In today’s post, I’m sharing an additional way that your network can help: by helping you diagnose and solve specific challenges you’re facing in your job search. 

Informational interviews are generally considered a tactic for exploring a different career, either before you decide whether to pursue it or as you’re in the process of networking and applying to jobs.

And, while that’s a great use of informational interviews, it’s also very narrow. 

Informational interviews can also be used to diagnose and solve challenges in your job search, helping you go beyond the surface level problems you’re experiencing in a job search to find game-changing perspectives you can use to make specific, strategic changes. 

For example, let’s say you’re a career pivoter struggling to tailor your resume for a specific type of job and you feel like you’re describing your current day rather than tapping into the day-to-day tasks you’ll need in a future career. Typical advice encourages you to explore the role, launching the interview with a broad question like, “what’s the rest of your day look like?” But this approach gives you general information. Instead, you can ask a more specific question that will give you language and alignments to revise bullet points you aren’t sure about: ‘When you’re doing needs assessments, what does that process look like compared to how I assess student learning gaps in my classroom?’ 

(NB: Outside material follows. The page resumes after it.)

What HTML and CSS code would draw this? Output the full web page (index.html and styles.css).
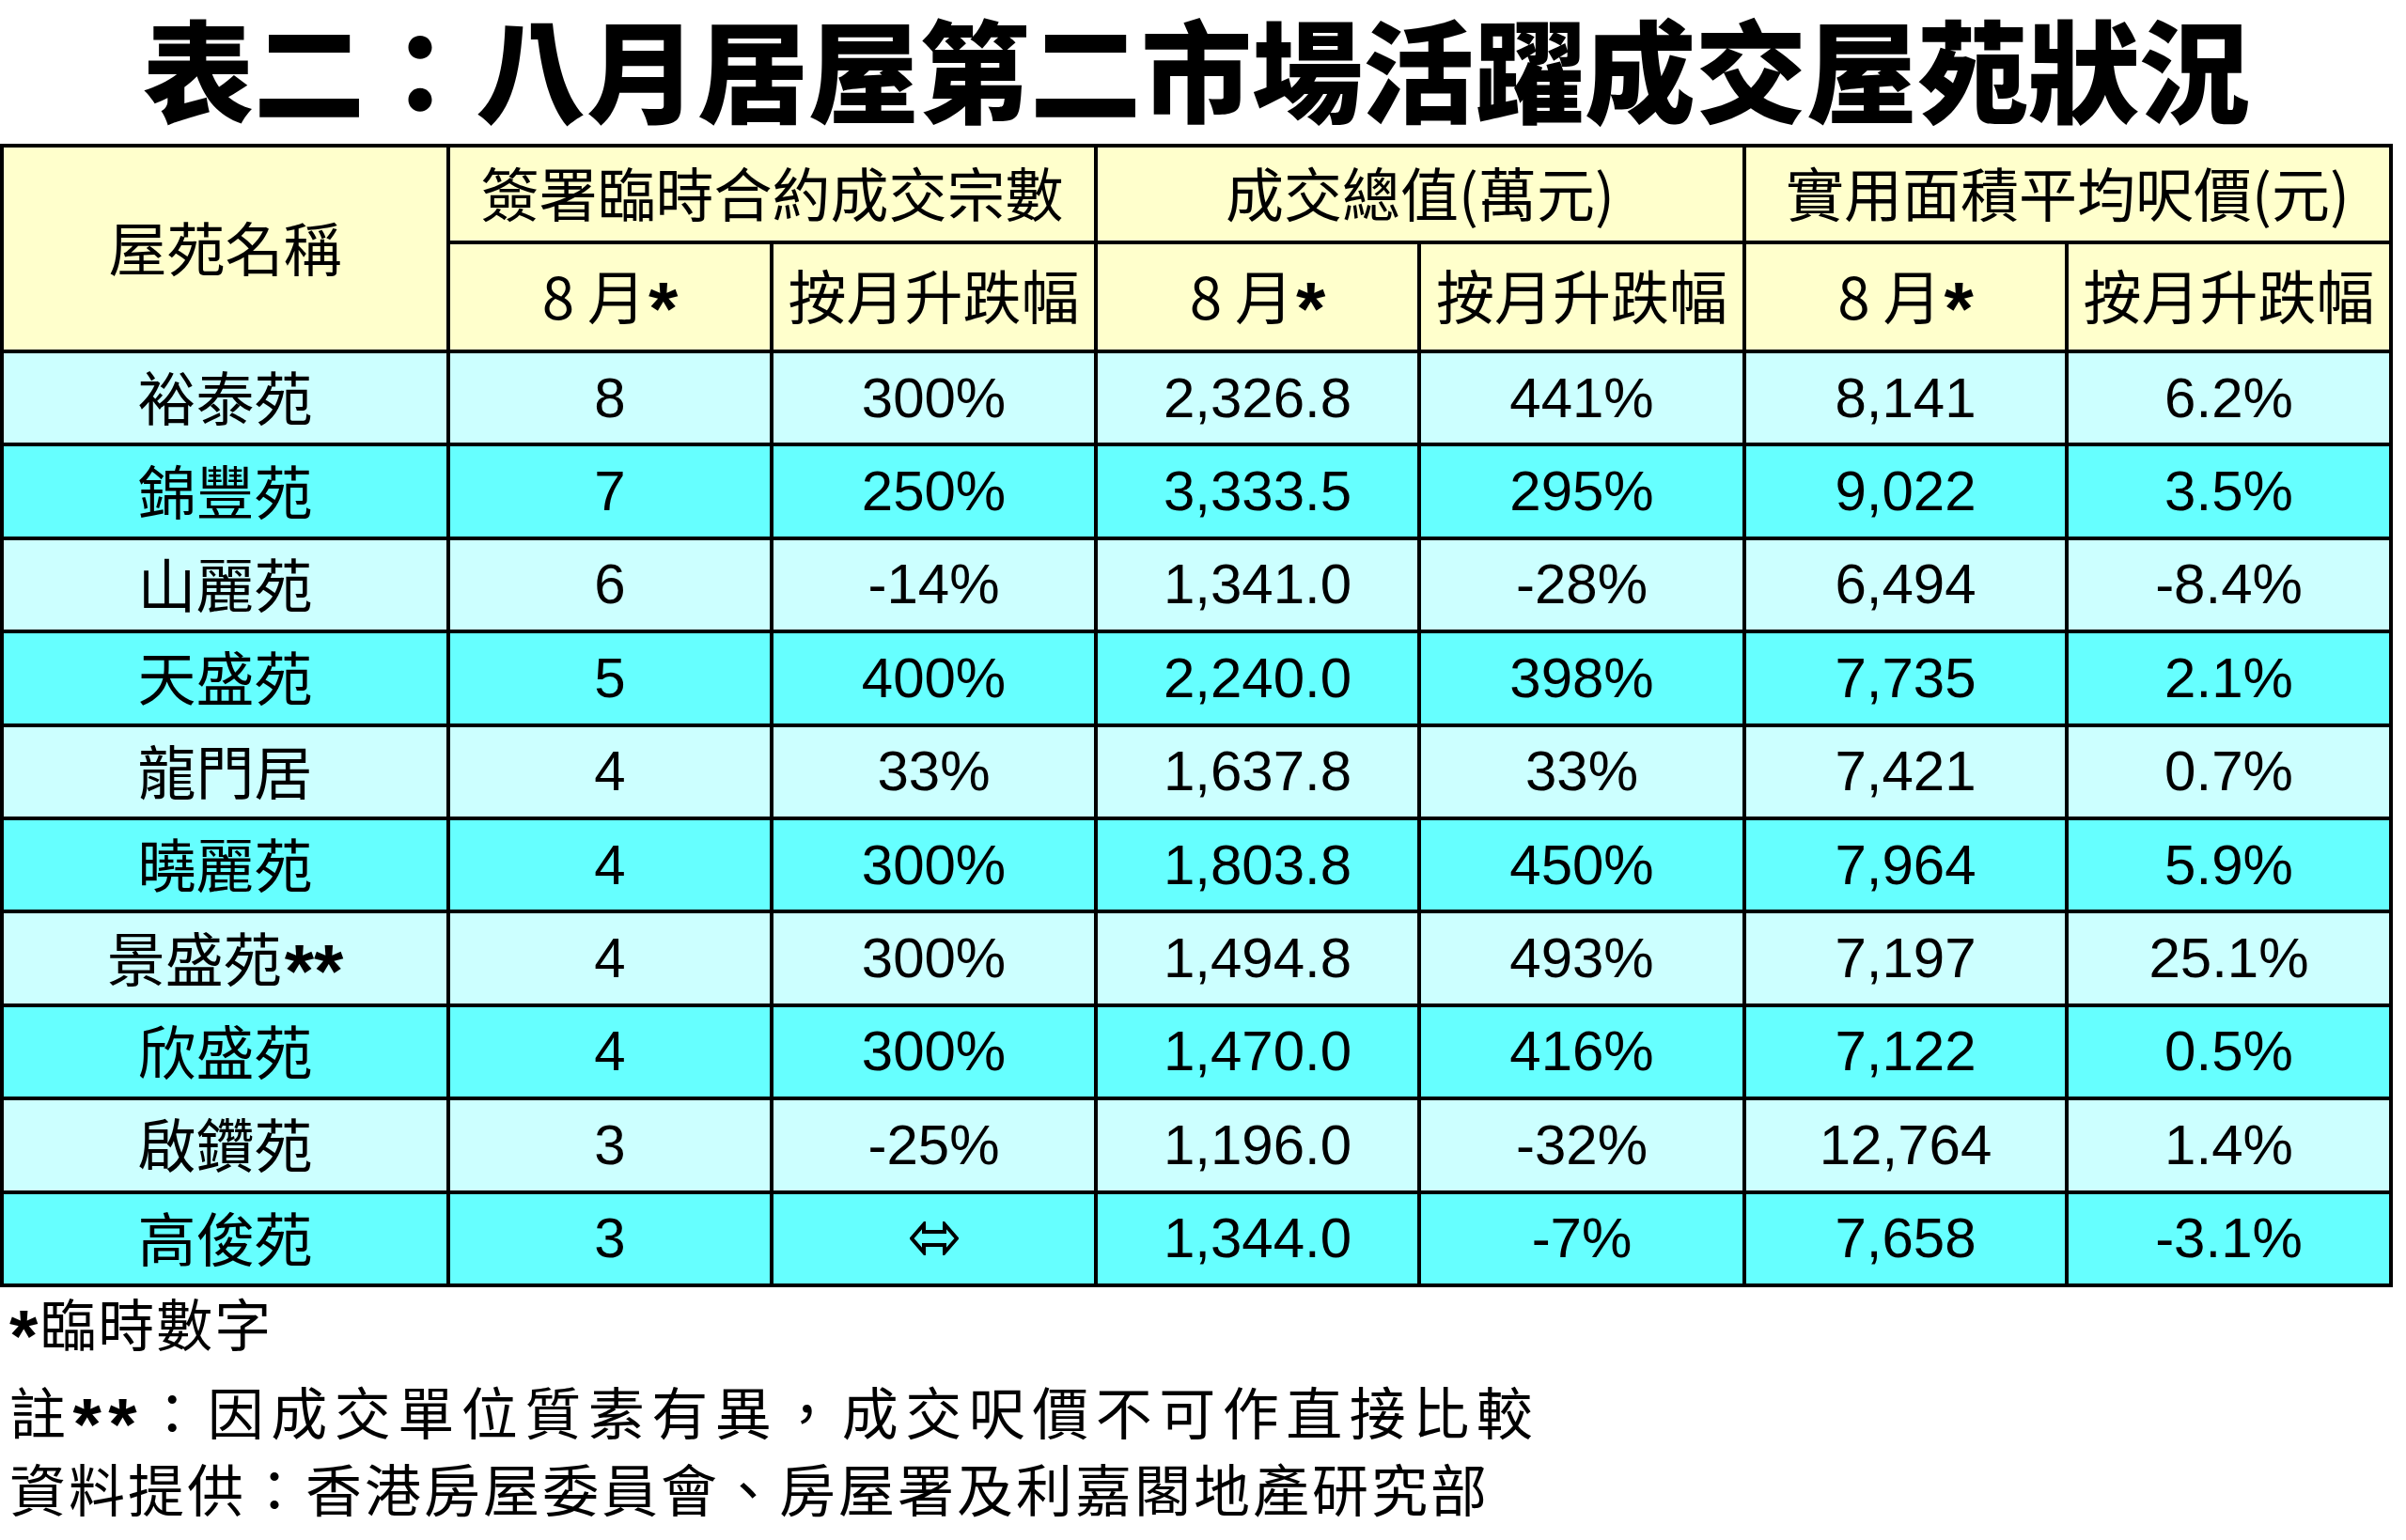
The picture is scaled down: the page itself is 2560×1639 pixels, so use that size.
FILE: index.html
```html
<!DOCTYPE html>
<html lang="zh-Hant">
<head>
<meta charset="utf-8">
<title>表二：八月居屋第二市場活躍成交屋苑狀況</title>
<link rel="stylesheet" href="styles.css">
</head>
<body>
<div class="page">
  <h1 class="title">表二：八月居屋第二市場活躍成交屋苑狀況</h1>
  <div class="grid">
    <div class="cell head name-head">屋苑名稱</div>
    <div class="cell head group">簽署臨時合約成交宗數</div>
    <div class="cell head group">成交總值(萬元)</div>
    <div class="cell head group">實用面積平均呎價(元)</div>
    <div class="cell head sub"><span class="txt">8 月<span class="ast">*</span></span></div>
    <div class="cell head sub">按月升跌幅</div>
    <div class="cell head sub"><span class="txt">8 月<span class="ast">*</span></span></div>
    <div class="cell head sub">按月升跌幅</div>
    <div class="cell head sub"><span class="txt">8 月<span class="ast">*</span></span></div>
    <div class="cell head sub">按月升跌幅</div>

    <div class="cell light name">裕泰苑</div><div class="cell light num">8</div><div class="cell light num">300%</div><div class="cell light num">2,326.8</div><div class="cell light num">441%</div><div class="cell light num">8,141</div><div class="cell light num">6.2%</div>
    <div class="cell dark name">錦豐苑</div><div class="cell dark num">7</div><div class="cell dark num">250%</div><div class="cell dark num">3,333.5</div><div class="cell dark num">295%</div><div class="cell dark num">9,022</div><div class="cell dark num">3.5%</div>
    <div class="cell light name">山麗苑</div><div class="cell light num">6</div><div class="cell light num">-14%</div><div class="cell light num">1,341.0</div><div class="cell light num">-28%</div><div class="cell light num">6,494</div><div class="cell light num">-8.4%</div>
    <div class="cell dark name">天盛苑</div><div class="cell dark num">5</div><div class="cell dark num">400%</div><div class="cell dark num">2,240.0</div><div class="cell dark num">398%</div><div class="cell dark num">7,735</div><div class="cell dark num">2.1%</div>
    <div class="cell light name">龍門居</div><div class="cell light num">4</div><div class="cell light num">33%</div><div class="cell light num">1,637.8</div><div class="cell light num">33%</div><div class="cell light num">7,421</div><div class="cell light num">0.7%</div>
    <div class="cell dark name">曉麗苑</div><div class="cell dark num">4</div><div class="cell dark num">300%</div><div class="cell dark num">1,803.8</div><div class="cell dark num">450%</div><div class="cell dark num">7,964</div><div class="cell dark num">5.9%</div>
    <div class="cell light name"><span class="txt">景盛苑<span class="ast">**</span></span></div><div class="cell light num">4</div><div class="cell light num">300%</div><div class="cell light num">1,494.8</div><div class="cell light num">493%</div><div class="cell light num">7,197</div><div class="cell light num">25.1%</div>
    <div class="cell dark name">欣盛苑</div><div class="cell dark num">4</div><div class="cell dark num">300%</div><div class="cell dark num">1,470.0</div><div class="cell dark num">416%</div><div class="cell dark num">7,122</div><div class="cell dark num">0.5%</div>
    <div class="cell light name">啟鑽苑</div><div class="cell light num">3</div><div class="cell light num">-25%</div><div class="cell light num">1,196.0</div><div class="cell light num">-32%</div><div class="cell light num">12,764</div><div class="cell light num">1.4%</div>
    <div class="cell dark name">高俊苑</div><div class="cell dark num">3</div><div class="cell dark num"><svg class="both" viewBox="0 0 52 36" aria-label="⇔"><polygon points="2,18 15,3 15,11 37,11 37,3 50,18 37,33 37,25 15,25 15,33" /></svg></div><div class="cell dark num">1,344.0</div><div class="cell dark num">-7%</div><div class="cell dark num">7,658</div><div class="cell dark num">-3.1%</div>
  </div>
  <div class="notes">
    <p class="note note1"><span class="ast">*</span>臨時數字</p>
    <p class="note note2">註<span class="ast">**</span>：因成交單位質素有異，成交呎價不可作直接比較</p>
    <p class="note note3">資料提供：香港房屋委員會、房屋署及利嘉閣地產研究部</p>
  </div>
</div>
</body>
</html>
```
FILE: styles.css
```css
html, body {
  margin: 0;
  padding: 0;
  background: #ffffff;
}

body {
  font-family: "Noto Sans CJK TC", "Noto Sans CJK SC", sans-serif;
  color: #000000;
}

.page {
  width: 2560px;
}

.title {
  margin: 0;
  width: 2546px;
  height: 153px;
  box-sizing: border-box;
  padding-bottom: 12px;
  display: flex;
  align-items: center;
  justify-content: center;
  font-size: 118px;
  font-weight: 900;
  line-height: 1.1;
  white-space: nowrap;
}

.grid {
  display: grid;
  width: 2546px;
  box-sizing: border-box;
  grid-template-columns: 475px 344px 345px 344px 346px 343px 345px;
  grid-template-rows: 103px 116px repeat(10, 99.4px);
  border-top: 4px solid #000;
  border-left: 4px solid #000;
}

.cell {
  box-sizing: border-box;
  border-right: 4px solid #000;
  border-bottom: 4px solid #000;
  display: flex;
  align-items: center;
  justify-content: center;
  white-space: nowrap;
}

.txt {
  display: block;
  line-height: 1;
}

.head {
  background: #ffffcc;
  font-size: 62px;
  line-height: 1;
  padding-bottom: 6px;
}

.name-head {
  grid-row: 1 / span 2;
}

.group {
  grid-column: span 2;
}

.light {
  background: #ccffff;
}

.dark {
  background: #66ffff;
}

.name {
  font-size: 62px;
  line-height: 1;
  padding-bottom: 5px;
}

.ast {
  font-family: "Liberation Sans", sans-serif;
  font-size: 1.3em;
  font-weight: bold;
  line-height: 0;
  vertical-align: -0.2em;
  margin-left: 3px;
}

.num {
  font-family: "Liberation Sans", "Noto Sans CJK TC", sans-serif;
  font-size: 60px;
  line-height: 1;
}

.both {
  width: 52px;
  height: 36px;
}

.both polygon {
  fill: none;
  stroke: #000;
  stroke-width: 4;
  stroke-linejoin: miter;
}

.notes {
  padding-left: 10px;
}

.note {
  margin: 0;
  font-size: 60px;
  line-height: 70px;
  white-space: nowrap;
}

.note .ast {
  margin-left: 0;
}

.note1 {
  margin-top: 2px;
  letter-spacing: 2px;
}

.note2 {
  margin-top: 24px;
  letter-spacing: 7.5px;
}

.note3 {
  margin-top: 12px;
  letter-spacing: 3px;
}
```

But what if you’re already in instructional design and struggling with interview questions about selecting various adult learning methodologies? In an informational interview, you could ask someone what their process is for choosing one methodology over another and how they prepare for pushback. As you listen to their answer, you’d evaluate how they’re answering the question you’ve been getting so often. You’ll likely realize your struggle is not with the methodologies themselves but that you need these stronger positioning statements. 

When you use informational interviews as a diagnostic tool, you’re able to get expert advice on the issues that will most likely help move the needle on your job search. You’ll come away from the interview with more than just information: you’ll be able to make a specific change to how you’re applying to jobs.